As I've hinted, I've had uncomfortable experiences with some orthodox Catholic women I've dated. They've checked the right doctrinal boxes, but it doesn't seem to translate into practice. I'm very tempted to try the long distance relationship, but what am I missing? I've known couples where everything seems fine but then contraception and deciding when to have kids really creates problems. How workable is this issue?

[/quote]

Do you love her?


#8

Thanks to everybody who replied. To the question about love, all I can say is that there is a lot to admire about her, that I really enjoy being with her, and that (unlike with some previous relationships) she respects me for who I am (somebody who is not rich, a bit of a nerd, and is not going to jump into the backseat on the first date).

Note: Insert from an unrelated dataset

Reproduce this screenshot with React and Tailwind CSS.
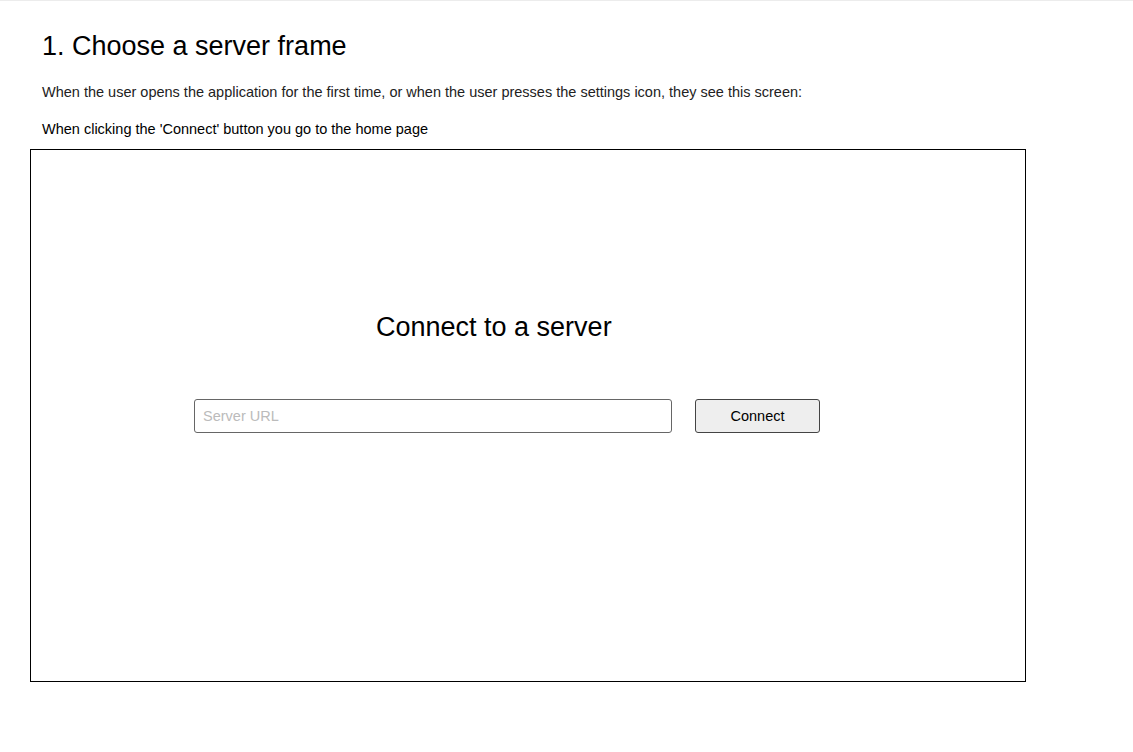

I think the poster who was a convert gave helpful advice on what to look for--how open is she to your arguments and reasons for accepting Church teaching. Could there be any movement? I have a relative who married a daughter of an ex-priest and that has turned into a very unpleasant situation, mostly because she is pretty emotionally opposed to the Catholic Church (even if she agreed before the wedding to raise the children as Catholics). That is what I really want to avoid.

Thanks also to the other posters who reiterated plain old common sense. It's good to hear it repeated. With these sorts of things, it's important not to delay dealing with real issues for too long, lest you find yourself sucked into more than you bargained for.

Anybody else should feel free to toss in their $0.02 since we won't be getting together again until the weekend.


#9

If you approach dating as "friendship first," which is really the best way to start any relationship, you don't need to have all those worries. Just get to know her, and keep in mind that marriage is a vocation. If God is calling you to marry her, you'll find out in time and these issues will be non-existent. If not, you can still be friends and you might have a positive influence on the way she practices her faith either way. Good luck!